** start AVAILABLE RECORDS **
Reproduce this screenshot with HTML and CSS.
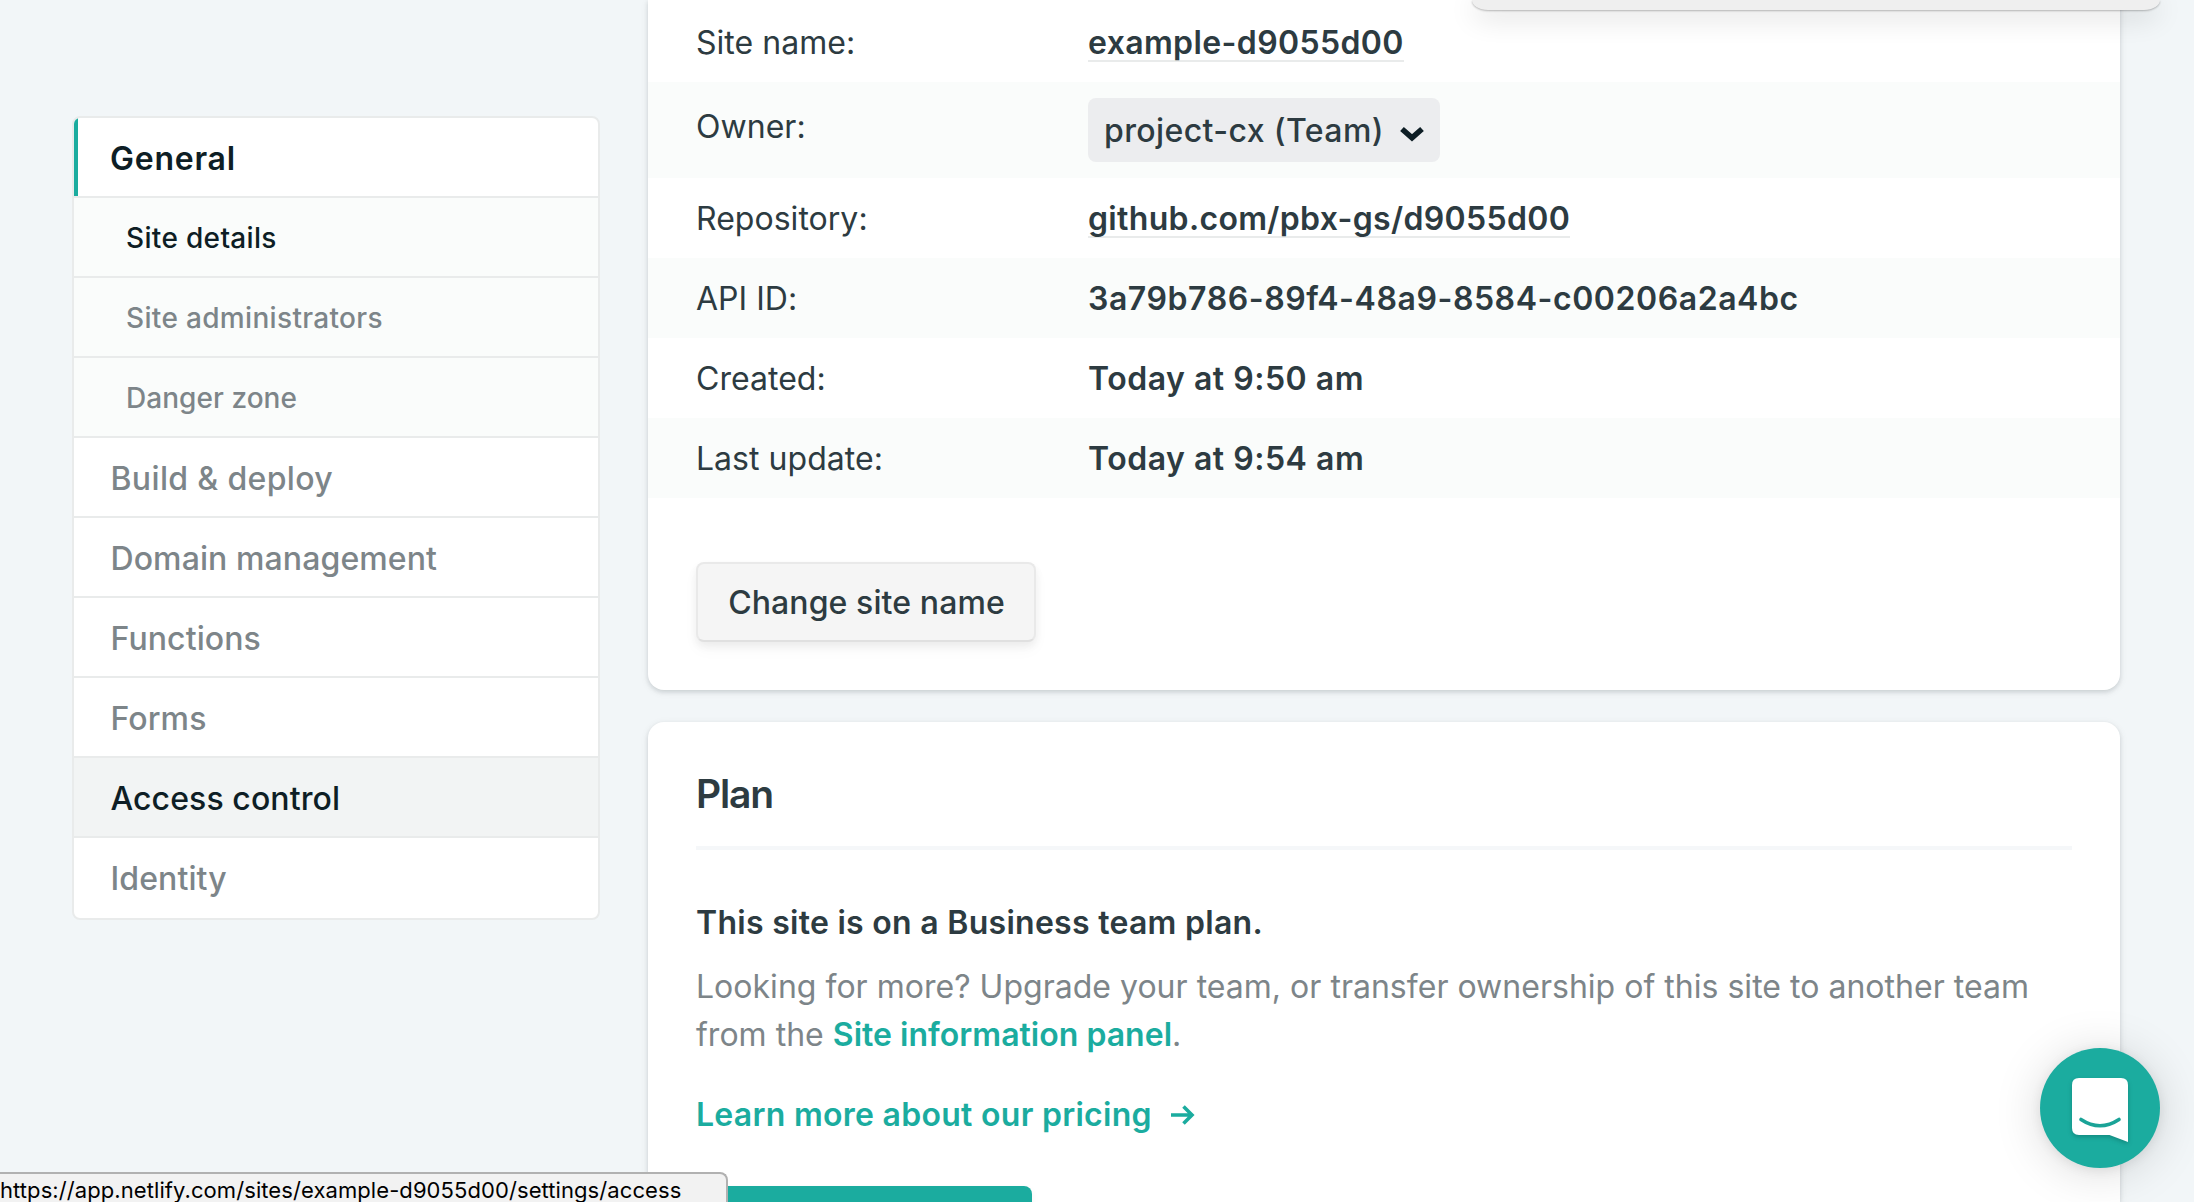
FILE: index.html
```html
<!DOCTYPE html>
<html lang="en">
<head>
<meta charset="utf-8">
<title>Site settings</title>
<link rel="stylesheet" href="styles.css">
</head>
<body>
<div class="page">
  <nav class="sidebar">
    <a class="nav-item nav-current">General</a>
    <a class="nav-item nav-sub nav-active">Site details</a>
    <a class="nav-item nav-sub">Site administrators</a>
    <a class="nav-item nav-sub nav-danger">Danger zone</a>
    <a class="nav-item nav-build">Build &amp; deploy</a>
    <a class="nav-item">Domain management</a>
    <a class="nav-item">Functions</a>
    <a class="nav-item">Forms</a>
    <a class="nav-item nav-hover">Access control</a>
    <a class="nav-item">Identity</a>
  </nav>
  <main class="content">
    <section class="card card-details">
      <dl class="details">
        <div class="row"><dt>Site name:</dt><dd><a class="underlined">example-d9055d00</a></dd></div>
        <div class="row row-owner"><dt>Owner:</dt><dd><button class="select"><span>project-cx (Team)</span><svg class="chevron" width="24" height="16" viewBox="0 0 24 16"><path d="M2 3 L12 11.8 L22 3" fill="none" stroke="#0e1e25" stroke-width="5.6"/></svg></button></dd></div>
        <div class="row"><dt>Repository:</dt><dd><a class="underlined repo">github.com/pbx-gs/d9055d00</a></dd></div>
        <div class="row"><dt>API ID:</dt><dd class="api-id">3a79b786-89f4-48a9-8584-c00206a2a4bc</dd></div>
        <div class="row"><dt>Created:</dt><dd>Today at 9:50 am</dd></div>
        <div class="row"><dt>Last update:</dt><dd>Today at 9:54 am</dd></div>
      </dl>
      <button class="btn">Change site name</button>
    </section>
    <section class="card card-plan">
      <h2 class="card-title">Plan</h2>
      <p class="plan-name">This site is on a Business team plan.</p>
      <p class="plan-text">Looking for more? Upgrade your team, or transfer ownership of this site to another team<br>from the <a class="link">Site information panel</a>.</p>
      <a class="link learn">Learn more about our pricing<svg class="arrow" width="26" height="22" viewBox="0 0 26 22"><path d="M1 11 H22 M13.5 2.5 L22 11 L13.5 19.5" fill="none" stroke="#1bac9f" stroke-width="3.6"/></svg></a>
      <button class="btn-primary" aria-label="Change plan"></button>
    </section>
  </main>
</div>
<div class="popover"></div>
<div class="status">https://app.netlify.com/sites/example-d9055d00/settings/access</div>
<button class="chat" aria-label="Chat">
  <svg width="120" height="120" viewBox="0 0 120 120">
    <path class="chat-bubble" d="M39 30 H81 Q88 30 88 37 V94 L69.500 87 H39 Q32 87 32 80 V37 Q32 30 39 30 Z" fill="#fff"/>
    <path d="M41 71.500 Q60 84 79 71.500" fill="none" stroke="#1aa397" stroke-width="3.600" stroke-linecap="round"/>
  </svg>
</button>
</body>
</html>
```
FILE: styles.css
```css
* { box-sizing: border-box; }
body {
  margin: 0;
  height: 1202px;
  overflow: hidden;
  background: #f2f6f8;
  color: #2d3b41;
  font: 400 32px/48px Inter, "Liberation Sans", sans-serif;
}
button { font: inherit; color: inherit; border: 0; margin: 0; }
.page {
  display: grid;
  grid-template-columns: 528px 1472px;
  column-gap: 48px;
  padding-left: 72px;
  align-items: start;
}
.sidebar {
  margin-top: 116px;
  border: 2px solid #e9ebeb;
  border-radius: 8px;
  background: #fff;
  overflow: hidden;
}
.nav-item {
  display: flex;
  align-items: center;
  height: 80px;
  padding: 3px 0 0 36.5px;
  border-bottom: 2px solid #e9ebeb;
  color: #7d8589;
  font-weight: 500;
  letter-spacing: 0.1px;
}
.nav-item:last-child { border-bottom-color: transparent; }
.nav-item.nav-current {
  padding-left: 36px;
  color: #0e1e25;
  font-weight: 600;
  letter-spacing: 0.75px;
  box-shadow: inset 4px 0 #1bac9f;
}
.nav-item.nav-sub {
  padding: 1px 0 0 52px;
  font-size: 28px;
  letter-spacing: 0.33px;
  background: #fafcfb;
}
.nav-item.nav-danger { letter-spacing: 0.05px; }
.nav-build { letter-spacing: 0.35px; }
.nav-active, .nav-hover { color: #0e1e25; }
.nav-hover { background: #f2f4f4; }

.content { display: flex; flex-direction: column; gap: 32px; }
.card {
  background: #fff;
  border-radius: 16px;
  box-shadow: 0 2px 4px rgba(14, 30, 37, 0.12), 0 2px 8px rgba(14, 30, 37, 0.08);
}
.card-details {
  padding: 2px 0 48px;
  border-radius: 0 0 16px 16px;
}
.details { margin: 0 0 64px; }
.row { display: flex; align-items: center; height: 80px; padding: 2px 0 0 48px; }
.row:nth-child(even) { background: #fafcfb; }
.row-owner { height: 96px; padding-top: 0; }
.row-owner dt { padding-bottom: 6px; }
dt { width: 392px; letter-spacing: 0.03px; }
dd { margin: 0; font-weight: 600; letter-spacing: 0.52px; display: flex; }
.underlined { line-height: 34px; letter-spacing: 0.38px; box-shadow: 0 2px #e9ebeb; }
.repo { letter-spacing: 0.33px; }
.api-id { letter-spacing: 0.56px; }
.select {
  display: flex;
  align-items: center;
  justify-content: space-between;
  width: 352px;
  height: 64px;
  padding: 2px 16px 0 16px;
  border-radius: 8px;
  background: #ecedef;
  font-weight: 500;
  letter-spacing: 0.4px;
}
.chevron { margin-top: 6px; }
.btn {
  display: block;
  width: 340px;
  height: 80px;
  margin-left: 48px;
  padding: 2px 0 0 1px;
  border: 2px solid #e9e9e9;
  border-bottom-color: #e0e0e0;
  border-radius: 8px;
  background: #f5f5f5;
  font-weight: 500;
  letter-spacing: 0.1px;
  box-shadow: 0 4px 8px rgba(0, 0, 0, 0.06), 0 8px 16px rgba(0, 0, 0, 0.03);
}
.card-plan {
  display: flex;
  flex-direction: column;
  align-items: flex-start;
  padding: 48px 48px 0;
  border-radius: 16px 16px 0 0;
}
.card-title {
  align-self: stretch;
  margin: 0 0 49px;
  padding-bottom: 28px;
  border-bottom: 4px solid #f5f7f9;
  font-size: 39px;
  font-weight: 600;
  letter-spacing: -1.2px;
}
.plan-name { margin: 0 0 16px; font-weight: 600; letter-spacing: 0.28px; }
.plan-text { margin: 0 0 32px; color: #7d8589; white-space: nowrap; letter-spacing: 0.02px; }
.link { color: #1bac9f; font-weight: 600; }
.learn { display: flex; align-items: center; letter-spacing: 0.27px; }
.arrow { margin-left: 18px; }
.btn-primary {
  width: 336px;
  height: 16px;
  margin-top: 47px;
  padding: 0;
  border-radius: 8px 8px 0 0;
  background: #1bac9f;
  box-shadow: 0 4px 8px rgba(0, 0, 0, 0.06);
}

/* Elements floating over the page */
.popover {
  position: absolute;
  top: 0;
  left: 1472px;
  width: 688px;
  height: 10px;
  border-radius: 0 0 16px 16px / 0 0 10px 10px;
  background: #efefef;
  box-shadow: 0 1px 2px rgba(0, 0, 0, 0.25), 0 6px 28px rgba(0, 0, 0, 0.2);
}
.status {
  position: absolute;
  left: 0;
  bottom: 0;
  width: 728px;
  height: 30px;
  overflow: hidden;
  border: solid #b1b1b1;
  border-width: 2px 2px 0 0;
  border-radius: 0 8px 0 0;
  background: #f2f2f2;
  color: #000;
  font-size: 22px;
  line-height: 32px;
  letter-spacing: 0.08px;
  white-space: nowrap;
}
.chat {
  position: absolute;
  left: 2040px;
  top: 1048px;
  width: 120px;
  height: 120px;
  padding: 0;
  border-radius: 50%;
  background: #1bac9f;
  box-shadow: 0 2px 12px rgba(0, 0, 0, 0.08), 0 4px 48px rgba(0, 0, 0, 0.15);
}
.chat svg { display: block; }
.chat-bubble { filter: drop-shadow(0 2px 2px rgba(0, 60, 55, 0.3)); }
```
** end AVAILABLE RECORDS **
** start AVAILABLE RECORDS **
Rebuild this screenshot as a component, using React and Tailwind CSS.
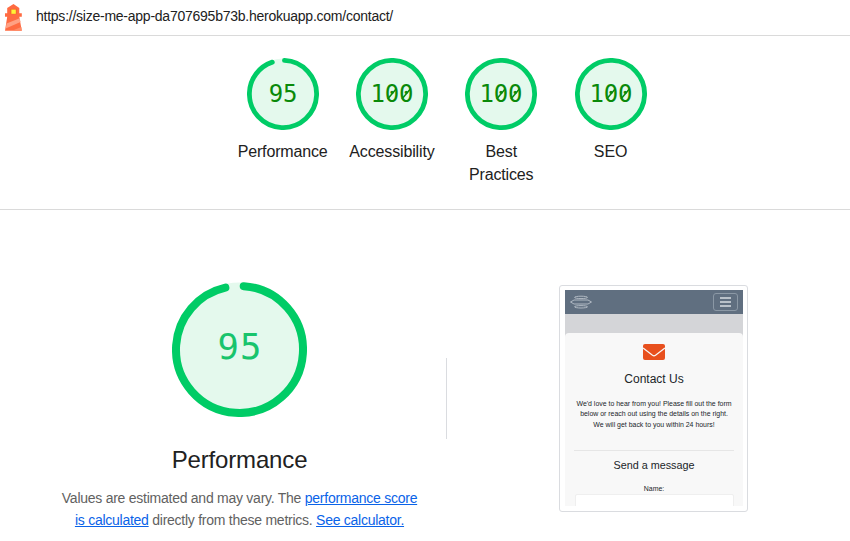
** end AVAILABLE RECORDS **
EXERCISE >>
Report every line in the data above in which the word "screenshot" appears.

ANSWER IN FULL >>
Reproduce this screenshot with HTML and CSS.
Rebuild this screenshot as a component, using React and Tailwind CSS.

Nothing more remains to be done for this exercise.